▶ [GIVEN TASK]:
Search the data below for the word "screenshot" and copy each line that holds it.

▶ [RECORDS SUPPLIED]:
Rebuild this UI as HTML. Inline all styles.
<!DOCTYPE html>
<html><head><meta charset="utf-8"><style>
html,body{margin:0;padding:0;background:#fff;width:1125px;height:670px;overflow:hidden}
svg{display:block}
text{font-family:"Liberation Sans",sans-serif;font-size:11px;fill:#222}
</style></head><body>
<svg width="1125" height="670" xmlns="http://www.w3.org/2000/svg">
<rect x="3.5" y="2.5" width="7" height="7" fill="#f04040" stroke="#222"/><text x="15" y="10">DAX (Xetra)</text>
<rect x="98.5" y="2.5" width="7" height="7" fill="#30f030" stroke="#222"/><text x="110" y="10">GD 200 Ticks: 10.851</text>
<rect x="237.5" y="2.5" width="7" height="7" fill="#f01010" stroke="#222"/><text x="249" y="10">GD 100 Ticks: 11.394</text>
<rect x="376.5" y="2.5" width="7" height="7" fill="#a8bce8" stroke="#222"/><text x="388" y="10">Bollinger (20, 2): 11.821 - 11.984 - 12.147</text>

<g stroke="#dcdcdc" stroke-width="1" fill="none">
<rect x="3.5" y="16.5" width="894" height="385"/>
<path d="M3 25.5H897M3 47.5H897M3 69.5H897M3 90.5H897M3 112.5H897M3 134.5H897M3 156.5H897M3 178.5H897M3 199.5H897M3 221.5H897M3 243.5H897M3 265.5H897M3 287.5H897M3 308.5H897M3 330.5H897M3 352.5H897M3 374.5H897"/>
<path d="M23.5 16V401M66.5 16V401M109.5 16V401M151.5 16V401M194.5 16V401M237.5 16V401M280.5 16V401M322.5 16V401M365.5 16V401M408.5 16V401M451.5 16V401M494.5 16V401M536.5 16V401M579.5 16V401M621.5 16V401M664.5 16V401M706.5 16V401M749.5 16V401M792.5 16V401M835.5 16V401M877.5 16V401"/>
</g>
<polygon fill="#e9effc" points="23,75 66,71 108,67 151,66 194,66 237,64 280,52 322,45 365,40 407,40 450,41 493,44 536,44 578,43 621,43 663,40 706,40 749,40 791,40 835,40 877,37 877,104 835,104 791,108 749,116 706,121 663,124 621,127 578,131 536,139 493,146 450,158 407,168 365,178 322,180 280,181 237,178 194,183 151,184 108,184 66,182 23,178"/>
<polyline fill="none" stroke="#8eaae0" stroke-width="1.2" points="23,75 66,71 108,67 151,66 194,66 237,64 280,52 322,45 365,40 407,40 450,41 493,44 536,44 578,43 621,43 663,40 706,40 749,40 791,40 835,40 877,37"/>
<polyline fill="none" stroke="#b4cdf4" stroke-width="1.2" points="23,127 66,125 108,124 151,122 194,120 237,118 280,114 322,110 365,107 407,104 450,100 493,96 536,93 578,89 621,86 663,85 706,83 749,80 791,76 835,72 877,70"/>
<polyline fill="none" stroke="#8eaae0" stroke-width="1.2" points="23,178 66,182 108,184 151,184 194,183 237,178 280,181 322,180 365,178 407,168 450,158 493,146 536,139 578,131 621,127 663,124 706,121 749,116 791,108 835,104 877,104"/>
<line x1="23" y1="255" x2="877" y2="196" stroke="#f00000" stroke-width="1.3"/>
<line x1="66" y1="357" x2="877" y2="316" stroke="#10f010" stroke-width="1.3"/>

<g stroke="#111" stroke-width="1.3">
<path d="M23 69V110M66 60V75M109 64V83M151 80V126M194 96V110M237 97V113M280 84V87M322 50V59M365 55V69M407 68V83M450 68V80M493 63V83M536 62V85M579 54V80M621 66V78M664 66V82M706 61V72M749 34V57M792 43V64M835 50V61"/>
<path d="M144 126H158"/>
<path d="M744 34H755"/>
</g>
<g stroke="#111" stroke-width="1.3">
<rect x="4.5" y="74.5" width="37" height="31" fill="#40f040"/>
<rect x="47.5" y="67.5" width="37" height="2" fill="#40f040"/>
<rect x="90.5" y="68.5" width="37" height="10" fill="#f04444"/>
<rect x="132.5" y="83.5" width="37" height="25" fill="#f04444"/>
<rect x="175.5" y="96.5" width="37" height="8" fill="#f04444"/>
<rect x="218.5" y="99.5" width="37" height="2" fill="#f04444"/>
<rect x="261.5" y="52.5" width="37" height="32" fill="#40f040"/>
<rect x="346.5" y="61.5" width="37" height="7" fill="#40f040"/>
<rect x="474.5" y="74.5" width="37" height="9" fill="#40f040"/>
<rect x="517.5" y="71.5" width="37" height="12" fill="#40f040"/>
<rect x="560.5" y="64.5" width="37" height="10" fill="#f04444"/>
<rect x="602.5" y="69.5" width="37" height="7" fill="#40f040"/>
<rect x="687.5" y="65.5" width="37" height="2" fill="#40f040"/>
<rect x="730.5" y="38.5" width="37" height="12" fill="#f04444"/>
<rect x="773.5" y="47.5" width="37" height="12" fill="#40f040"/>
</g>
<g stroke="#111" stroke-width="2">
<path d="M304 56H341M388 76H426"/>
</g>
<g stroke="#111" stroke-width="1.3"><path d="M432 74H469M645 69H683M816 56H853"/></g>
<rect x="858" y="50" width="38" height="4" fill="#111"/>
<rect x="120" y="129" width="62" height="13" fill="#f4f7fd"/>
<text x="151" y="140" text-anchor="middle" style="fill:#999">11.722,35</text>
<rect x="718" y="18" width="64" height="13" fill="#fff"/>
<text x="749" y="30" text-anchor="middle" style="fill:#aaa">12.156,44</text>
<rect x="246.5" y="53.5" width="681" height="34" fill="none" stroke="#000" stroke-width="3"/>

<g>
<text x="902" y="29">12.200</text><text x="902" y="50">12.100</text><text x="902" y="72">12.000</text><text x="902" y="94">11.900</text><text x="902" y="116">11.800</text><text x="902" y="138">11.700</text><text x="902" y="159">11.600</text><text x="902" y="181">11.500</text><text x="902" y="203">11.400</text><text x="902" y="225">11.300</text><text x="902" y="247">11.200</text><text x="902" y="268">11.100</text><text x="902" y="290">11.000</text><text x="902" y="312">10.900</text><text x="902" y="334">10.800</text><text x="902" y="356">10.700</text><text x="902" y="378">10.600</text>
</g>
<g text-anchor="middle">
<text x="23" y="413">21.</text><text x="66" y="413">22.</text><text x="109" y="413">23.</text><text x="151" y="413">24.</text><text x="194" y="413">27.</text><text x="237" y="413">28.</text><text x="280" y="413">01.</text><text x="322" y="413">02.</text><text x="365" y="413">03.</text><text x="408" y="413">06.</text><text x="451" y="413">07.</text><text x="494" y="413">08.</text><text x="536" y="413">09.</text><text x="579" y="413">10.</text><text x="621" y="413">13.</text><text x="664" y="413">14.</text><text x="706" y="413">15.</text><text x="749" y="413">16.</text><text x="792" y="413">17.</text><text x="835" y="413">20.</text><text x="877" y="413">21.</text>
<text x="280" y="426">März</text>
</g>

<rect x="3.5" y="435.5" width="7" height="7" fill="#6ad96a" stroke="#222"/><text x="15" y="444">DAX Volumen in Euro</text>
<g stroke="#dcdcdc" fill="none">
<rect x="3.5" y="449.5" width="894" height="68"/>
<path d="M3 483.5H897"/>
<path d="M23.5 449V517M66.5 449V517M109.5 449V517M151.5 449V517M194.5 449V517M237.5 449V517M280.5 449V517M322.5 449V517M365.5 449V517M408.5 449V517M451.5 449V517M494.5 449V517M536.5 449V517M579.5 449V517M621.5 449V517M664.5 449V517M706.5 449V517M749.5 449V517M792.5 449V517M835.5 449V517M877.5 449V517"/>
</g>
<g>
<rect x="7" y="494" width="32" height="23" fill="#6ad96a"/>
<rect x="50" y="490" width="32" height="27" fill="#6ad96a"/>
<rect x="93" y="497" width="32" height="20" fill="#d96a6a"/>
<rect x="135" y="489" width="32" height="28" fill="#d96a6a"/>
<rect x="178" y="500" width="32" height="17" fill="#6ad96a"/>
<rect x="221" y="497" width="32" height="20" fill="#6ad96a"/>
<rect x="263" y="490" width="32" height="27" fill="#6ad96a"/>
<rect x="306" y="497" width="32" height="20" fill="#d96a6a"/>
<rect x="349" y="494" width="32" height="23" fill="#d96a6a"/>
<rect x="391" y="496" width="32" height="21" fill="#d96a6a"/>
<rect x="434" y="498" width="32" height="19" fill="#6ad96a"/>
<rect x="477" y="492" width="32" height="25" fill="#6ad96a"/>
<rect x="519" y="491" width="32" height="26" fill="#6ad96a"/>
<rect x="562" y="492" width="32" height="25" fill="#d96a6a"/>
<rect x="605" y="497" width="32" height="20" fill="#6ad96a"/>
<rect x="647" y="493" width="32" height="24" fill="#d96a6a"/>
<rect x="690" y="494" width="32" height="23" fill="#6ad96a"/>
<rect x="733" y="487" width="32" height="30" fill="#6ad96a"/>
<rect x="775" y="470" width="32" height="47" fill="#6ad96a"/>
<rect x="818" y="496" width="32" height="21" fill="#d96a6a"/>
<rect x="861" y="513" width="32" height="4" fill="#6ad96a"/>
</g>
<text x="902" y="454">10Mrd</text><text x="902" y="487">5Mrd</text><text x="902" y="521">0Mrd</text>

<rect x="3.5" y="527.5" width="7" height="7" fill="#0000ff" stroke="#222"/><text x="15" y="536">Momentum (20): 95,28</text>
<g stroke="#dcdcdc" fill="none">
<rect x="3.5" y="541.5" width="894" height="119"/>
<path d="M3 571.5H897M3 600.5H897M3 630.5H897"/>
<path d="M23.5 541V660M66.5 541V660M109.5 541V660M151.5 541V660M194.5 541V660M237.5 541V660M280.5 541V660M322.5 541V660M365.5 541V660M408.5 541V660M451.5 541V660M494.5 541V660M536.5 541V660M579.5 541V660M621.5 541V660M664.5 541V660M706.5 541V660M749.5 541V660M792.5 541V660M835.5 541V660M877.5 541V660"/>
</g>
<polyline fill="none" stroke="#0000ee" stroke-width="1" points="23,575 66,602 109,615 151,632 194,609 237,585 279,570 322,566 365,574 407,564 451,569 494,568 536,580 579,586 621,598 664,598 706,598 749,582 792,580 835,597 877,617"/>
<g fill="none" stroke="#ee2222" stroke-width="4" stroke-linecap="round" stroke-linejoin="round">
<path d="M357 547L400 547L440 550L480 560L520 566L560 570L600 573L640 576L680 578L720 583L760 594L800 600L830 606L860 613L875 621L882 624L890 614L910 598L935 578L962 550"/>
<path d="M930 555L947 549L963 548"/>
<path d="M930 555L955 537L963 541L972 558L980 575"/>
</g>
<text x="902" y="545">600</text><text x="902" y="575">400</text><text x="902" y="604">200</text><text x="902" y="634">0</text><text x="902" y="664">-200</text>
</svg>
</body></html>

* * *

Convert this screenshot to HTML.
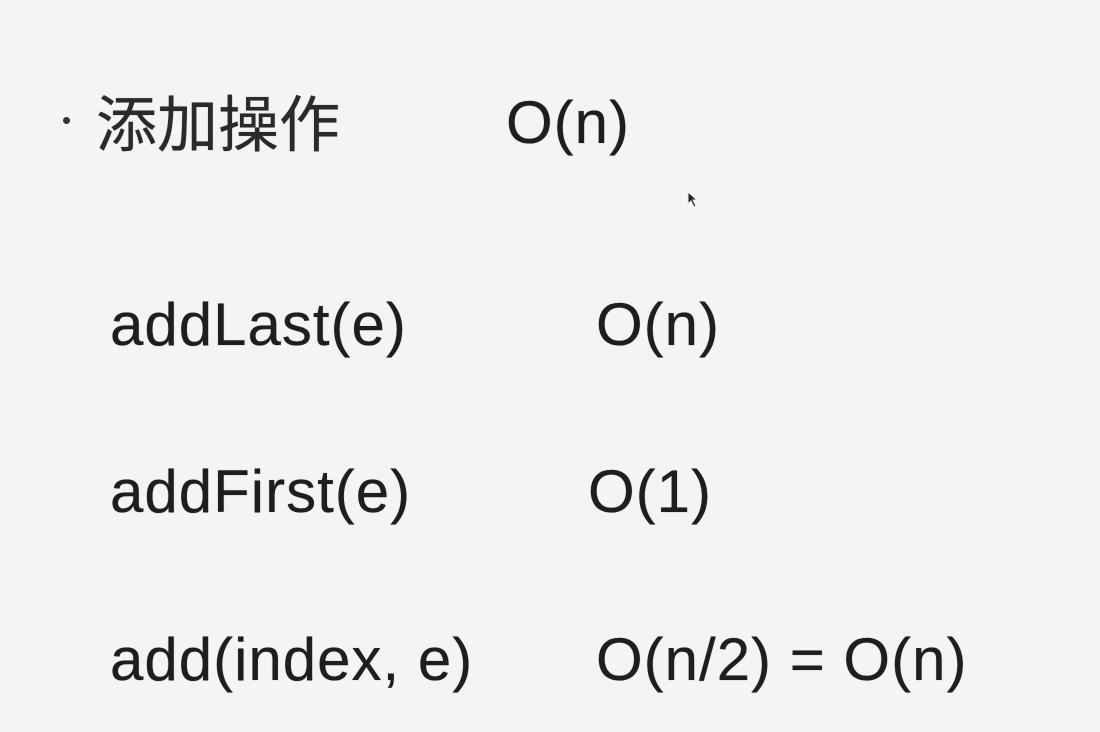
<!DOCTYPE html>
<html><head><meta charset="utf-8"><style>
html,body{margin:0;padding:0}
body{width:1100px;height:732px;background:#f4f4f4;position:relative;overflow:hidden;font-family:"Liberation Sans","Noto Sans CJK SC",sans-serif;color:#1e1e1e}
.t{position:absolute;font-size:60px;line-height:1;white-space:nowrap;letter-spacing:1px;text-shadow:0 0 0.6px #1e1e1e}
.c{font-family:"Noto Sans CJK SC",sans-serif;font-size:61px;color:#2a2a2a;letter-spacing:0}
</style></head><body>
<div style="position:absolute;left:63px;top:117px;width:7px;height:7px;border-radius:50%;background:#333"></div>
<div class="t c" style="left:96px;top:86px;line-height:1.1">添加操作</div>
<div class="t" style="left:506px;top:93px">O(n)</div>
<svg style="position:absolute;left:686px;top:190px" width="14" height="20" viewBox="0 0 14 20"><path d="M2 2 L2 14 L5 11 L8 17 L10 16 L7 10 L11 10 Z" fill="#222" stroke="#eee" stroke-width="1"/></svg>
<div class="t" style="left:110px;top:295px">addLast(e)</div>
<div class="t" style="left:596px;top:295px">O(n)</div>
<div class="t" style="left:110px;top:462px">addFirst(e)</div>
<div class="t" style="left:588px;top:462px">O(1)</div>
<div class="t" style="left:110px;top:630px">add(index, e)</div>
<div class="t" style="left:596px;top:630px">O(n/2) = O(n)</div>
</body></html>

---

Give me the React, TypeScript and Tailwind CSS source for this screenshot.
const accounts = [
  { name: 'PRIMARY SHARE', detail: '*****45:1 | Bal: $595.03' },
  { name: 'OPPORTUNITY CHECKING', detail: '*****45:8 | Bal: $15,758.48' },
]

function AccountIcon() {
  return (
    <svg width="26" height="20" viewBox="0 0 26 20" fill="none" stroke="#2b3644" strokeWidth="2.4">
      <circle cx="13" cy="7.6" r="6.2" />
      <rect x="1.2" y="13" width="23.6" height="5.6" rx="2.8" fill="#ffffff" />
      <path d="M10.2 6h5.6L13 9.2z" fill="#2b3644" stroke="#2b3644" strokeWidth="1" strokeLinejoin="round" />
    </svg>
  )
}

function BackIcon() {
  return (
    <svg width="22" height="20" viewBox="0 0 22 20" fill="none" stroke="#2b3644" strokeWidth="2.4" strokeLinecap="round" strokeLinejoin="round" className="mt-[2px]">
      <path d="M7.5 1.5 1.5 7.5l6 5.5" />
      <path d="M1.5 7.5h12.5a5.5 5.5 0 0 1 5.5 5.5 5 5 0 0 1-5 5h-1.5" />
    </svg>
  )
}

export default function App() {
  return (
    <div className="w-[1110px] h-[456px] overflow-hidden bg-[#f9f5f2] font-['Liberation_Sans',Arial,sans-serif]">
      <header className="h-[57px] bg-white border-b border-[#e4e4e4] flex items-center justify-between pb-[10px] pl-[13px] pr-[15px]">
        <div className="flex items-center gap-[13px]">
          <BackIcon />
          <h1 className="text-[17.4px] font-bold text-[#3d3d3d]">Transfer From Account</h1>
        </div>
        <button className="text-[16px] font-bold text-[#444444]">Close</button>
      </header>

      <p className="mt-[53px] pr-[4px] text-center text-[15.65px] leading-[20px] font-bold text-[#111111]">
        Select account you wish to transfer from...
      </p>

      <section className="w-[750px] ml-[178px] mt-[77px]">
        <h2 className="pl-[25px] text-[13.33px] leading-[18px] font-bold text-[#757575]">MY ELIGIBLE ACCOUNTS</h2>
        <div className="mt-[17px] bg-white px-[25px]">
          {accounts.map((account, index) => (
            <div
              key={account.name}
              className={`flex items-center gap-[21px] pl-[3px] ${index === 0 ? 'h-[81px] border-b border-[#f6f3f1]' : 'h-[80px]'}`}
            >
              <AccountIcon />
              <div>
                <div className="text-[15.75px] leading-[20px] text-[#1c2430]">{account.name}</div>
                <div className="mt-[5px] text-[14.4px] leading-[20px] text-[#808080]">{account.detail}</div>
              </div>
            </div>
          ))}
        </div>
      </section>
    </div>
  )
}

▶ [TASK ANSWER]:
Convert this screenshot to HTML.
Give me the React, TypeScript and Tailwind CSS source for this screenshot.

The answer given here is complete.